## Task objective
Return the listing below exactly, with the pictures dropped.
%%
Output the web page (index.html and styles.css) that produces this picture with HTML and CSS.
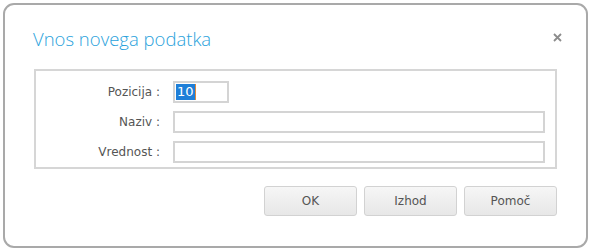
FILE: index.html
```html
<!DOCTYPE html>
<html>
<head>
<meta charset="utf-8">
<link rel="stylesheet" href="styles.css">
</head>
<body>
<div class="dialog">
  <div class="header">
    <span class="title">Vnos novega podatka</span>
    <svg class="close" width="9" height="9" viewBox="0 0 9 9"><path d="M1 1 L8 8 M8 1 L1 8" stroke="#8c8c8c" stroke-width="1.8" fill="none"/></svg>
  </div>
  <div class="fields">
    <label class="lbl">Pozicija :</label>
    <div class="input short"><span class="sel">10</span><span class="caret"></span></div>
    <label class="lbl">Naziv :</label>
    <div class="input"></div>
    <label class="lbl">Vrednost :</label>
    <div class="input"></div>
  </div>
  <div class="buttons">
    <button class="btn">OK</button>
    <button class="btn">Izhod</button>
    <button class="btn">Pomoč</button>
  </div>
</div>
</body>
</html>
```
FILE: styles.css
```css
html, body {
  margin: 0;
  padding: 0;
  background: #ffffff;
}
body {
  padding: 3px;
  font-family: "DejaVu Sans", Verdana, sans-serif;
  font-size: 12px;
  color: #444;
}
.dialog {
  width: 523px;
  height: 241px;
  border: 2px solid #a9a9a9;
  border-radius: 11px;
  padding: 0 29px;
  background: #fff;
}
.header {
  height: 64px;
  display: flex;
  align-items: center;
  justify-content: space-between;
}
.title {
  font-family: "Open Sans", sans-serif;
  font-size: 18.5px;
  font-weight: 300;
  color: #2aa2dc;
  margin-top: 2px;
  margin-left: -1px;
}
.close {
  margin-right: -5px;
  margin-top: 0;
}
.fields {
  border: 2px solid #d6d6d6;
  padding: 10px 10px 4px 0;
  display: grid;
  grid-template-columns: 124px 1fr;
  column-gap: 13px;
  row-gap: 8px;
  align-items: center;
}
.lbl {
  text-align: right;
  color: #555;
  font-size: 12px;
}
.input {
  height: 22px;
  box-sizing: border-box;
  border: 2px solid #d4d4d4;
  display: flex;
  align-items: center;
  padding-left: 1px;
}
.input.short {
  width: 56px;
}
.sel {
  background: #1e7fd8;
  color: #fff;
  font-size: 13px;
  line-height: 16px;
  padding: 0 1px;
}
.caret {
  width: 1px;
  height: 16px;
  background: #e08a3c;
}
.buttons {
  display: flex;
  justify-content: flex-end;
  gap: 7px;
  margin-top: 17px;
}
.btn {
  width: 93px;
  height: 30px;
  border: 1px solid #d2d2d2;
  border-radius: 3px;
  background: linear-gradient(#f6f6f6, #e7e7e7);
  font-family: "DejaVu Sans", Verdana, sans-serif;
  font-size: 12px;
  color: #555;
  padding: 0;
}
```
%%
## The response
Output the web page (index.html and styles.css) that produces this picture with HTML and CSS.
FILE: index.html
```html
<!DOCTYPE html>
<html>
<head>
<meta charset="utf-8">
<link rel="stylesheet" href="styles.css">
</head>
<body>
<div class="dialog">
  <div class="header">
    <span class="title">Vnos novega podatka</span>
    <svg class="close" width="9" height="9" viewBox="0 0 9 9"><path d="M1 1 L8 8 M8 1 L1 8" stroke="#8c8c8c" stroke-width="1.8" fill="none"/></svg>
  </div>
  <div class="fields">
    <label class="lbl">Pozicija :</label>
    <div class="input short"><span class="sel">10</span><span class="caret"></span></div>
    <label class="lbl">Naziv :</label>
    <div class="input"></div>
    <label class="lbl">Vrednost :</label>
    <div class="input"></div>
  </div>
  <div class="buttons">
    <button class="btn">OK</button>
    <button class="btn">Izhod</button>
    <button class="btn">Pomoč</button>
  </div>
</div>
</body>
</html>
```
FILE: styles.css
```css
html, body {
  margin: 0;
  padding: 0;
  background: #ffffff;
}
body {
  padding: 3px;
  font-family: "DejaVu Sans", Verdana, sans-serif;
  font-size: 12px;
  color: #444;
}
.dialog {
  width: 523px;
  height: 241px;
  border: 2px solid #a9a9a9;
  border-radius: 11px;
  padding: 0 29px;
  background: #fff;
}
.header {
  height: 64px;
  display: flex;
  align-items: center;
  justify-content: space-between;
}
.title {
  font-family: "Open Sans", sans-serif;
  font-size: 18.5px;
  font-weight: 300;
  color: #2aa2dc;
  margin-top: 2px;
  margin-left: -1px;
}
.close {
  margin-right: -5px;
  margin-top: 0;
}
.fields {
  border: 2px solid #d6d6d6;
  padding: 10px 10px 4px 0;
  display: grid;
  grid-template-columns: 124px 1fr;
  column-gap: 13px;
  row-gap: 8px;
  align-items: center;
}
.lbl {
  text-align: right;
  color: #555;
  font-size: 12px;
}
.input {
  height: 22px;
  box-sizing: border-box;
  border: 2px solid #d4d4d4;
  display: flex;
  align-items: center;
  padding-left: 1px;
}
.input.short {
  width: 56px;
}
.sel {
  background: #1e7fd8;
  color: #fff;
  font-size: 13px;
  line-height: 16px;
  padding: 0 1px;
}
.caret {
  width: 1px;
  height: 16px;
  background: #e08a3c;
}
.buttons {
  display: flex;
  justify-content: flex-end;
  gap: 7px;
  margin-top: 17px;
}
.btn {
  width: 93px;
  height: 30px;
  border: 1px solid #d2d2d2;
  border-radius: 3px;
  background: linear-gradient(#f6f6f6, #e7e7e7);
  font-family: "DejaVu Sans", Verdana, sans-serif;
  font-size: 12px;
  color: #555;
  padding: 0;
}
```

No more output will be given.